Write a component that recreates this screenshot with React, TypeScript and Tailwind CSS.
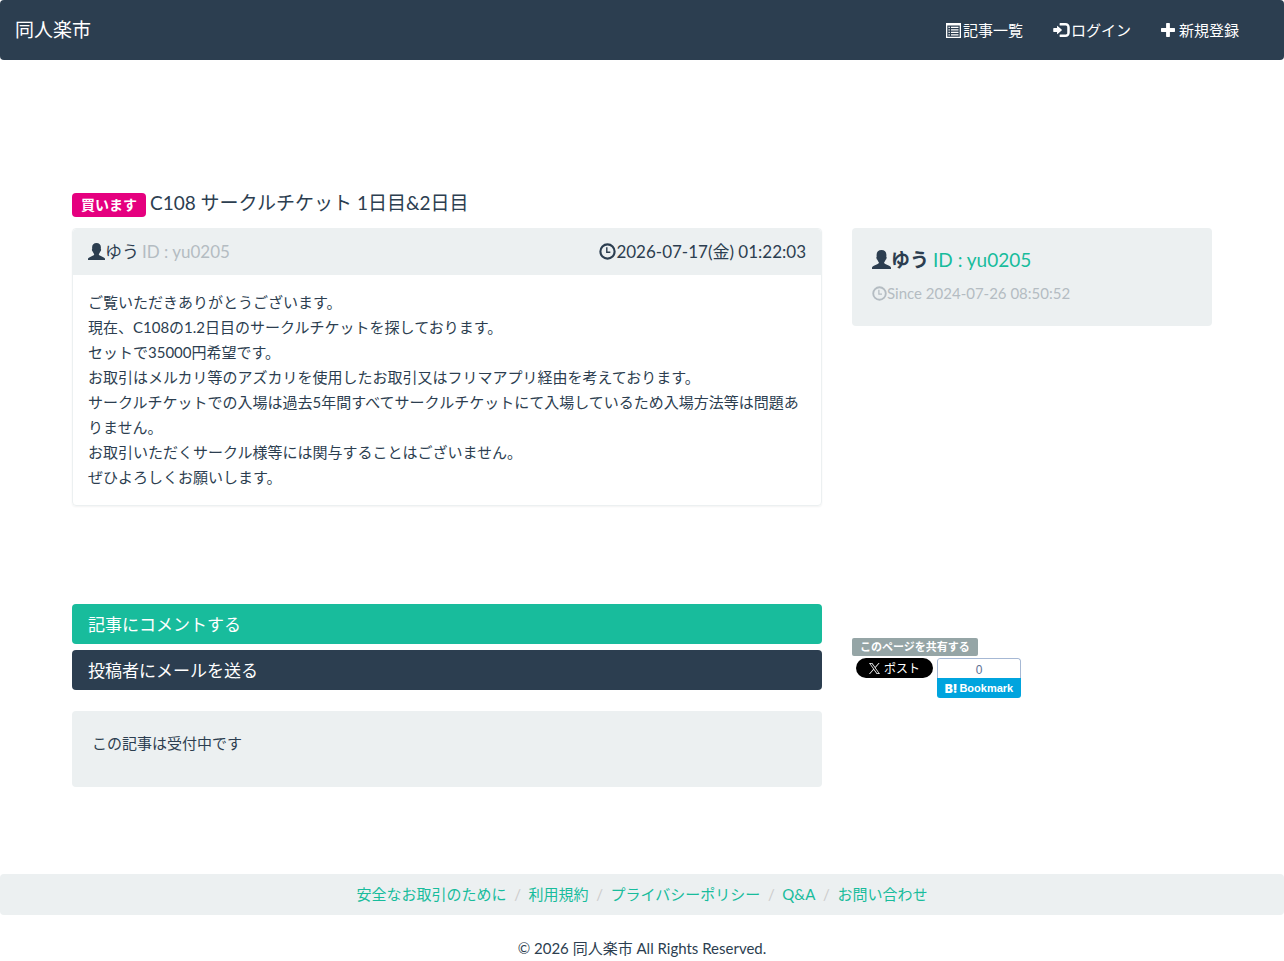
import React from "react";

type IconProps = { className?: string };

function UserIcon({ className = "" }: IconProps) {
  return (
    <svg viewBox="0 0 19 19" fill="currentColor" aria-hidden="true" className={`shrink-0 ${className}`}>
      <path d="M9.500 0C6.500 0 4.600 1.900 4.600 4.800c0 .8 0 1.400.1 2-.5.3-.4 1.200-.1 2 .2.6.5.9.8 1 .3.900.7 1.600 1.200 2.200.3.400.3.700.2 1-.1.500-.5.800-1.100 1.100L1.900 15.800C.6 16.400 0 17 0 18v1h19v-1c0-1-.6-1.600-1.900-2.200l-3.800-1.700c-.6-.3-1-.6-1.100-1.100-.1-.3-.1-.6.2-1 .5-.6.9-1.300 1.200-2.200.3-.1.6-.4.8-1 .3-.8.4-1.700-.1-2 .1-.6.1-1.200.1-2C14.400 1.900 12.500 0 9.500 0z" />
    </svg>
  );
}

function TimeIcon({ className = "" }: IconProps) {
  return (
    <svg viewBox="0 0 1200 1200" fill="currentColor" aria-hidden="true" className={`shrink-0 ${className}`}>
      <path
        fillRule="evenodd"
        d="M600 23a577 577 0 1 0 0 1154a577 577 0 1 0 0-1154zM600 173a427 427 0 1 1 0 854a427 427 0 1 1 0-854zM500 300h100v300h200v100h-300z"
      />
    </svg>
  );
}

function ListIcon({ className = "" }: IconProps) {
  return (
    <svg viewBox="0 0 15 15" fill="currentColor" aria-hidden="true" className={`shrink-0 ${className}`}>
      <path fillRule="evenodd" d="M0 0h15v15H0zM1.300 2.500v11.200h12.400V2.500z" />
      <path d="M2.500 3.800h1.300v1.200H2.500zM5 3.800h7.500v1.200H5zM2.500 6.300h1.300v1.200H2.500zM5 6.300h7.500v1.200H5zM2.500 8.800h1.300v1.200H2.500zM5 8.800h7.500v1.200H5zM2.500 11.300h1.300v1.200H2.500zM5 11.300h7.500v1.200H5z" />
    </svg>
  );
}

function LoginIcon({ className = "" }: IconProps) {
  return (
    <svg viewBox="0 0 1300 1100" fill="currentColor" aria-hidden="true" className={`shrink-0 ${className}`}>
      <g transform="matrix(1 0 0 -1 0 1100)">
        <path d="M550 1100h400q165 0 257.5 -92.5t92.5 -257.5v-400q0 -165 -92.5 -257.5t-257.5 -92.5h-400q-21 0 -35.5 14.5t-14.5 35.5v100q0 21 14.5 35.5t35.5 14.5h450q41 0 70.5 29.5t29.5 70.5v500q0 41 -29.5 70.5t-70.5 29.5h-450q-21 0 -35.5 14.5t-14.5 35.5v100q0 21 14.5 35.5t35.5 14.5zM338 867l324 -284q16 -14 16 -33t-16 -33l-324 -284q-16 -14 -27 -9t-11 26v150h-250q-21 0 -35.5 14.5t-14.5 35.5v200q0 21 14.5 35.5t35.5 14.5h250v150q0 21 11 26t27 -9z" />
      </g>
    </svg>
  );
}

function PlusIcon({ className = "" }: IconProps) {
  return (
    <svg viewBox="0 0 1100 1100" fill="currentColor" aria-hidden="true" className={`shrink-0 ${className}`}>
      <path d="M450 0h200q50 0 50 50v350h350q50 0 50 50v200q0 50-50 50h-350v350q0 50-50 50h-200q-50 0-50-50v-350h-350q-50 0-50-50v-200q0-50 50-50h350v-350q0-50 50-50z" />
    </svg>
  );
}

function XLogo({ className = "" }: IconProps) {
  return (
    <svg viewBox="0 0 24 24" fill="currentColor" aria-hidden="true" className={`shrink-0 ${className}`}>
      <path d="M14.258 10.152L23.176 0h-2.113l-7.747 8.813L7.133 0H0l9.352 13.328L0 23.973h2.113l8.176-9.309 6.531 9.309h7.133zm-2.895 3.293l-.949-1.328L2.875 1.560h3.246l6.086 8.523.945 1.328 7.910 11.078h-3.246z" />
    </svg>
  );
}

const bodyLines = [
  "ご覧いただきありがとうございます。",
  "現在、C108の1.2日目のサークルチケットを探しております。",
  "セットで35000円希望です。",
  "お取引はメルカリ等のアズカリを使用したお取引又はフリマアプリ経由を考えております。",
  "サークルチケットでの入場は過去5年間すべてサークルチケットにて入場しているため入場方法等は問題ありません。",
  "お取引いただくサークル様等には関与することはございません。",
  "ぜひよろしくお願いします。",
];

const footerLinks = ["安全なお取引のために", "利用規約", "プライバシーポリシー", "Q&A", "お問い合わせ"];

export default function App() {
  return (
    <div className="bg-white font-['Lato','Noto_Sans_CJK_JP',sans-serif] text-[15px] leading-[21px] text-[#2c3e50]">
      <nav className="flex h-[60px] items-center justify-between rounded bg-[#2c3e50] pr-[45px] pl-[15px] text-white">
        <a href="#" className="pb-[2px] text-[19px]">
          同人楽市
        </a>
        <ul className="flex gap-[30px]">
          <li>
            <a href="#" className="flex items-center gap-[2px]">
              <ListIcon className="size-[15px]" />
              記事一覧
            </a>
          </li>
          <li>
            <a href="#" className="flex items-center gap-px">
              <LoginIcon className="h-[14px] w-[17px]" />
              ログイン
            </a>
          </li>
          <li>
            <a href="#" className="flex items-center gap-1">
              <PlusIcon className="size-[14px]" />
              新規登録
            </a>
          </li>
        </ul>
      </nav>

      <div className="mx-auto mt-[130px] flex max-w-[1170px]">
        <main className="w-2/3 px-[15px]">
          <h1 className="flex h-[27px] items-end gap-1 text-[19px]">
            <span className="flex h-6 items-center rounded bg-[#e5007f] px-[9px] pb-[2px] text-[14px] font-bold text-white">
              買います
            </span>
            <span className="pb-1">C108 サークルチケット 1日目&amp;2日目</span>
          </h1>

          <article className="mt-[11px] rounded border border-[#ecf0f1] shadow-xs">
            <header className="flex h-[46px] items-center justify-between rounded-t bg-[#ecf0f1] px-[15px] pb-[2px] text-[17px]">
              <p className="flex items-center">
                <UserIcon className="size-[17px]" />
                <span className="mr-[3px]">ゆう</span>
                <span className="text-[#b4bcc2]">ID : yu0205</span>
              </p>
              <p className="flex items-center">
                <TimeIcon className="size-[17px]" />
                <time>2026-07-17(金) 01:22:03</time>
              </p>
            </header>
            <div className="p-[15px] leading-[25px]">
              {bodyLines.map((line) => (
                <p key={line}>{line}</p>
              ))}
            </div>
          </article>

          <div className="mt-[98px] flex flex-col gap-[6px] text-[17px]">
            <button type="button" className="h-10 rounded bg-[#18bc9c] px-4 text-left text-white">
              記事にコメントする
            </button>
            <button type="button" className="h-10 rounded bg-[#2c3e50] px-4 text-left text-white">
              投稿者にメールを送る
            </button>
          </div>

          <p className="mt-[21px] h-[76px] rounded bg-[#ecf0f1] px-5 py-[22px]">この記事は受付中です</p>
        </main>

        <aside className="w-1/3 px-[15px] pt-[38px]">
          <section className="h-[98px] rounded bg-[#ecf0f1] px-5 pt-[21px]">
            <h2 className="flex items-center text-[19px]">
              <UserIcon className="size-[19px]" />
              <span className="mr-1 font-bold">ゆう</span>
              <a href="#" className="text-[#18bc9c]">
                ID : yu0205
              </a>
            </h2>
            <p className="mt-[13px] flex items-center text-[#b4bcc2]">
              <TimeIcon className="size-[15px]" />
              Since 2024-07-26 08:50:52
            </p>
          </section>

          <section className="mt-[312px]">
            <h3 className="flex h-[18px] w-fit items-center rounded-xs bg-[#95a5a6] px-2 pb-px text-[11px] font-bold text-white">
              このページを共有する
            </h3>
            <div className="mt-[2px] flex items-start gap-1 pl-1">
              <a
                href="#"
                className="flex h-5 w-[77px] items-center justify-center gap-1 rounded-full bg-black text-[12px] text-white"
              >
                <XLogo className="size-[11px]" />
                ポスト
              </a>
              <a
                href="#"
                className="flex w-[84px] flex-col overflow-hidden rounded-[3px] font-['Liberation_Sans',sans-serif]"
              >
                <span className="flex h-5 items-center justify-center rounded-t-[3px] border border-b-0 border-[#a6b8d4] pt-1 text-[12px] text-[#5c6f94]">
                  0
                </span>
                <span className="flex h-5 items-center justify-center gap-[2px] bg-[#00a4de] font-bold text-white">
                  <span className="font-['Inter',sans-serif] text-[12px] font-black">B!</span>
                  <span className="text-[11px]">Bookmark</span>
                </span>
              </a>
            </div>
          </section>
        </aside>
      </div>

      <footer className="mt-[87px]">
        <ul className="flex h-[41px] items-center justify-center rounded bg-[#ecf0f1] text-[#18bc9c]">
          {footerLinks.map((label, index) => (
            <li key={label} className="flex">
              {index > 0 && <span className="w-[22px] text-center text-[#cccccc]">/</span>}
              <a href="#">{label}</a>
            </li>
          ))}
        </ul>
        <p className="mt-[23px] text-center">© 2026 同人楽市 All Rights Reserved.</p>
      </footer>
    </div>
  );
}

----------------------------------------

# PROBLEM TO SOLVE:
Among the lines of the data, identify those with the word "React". Copy each of them.

# TASK OUTPUT:
Write a component that recreates this screenshot with React, TypeScript and Tailwind CSS.
import React from "react";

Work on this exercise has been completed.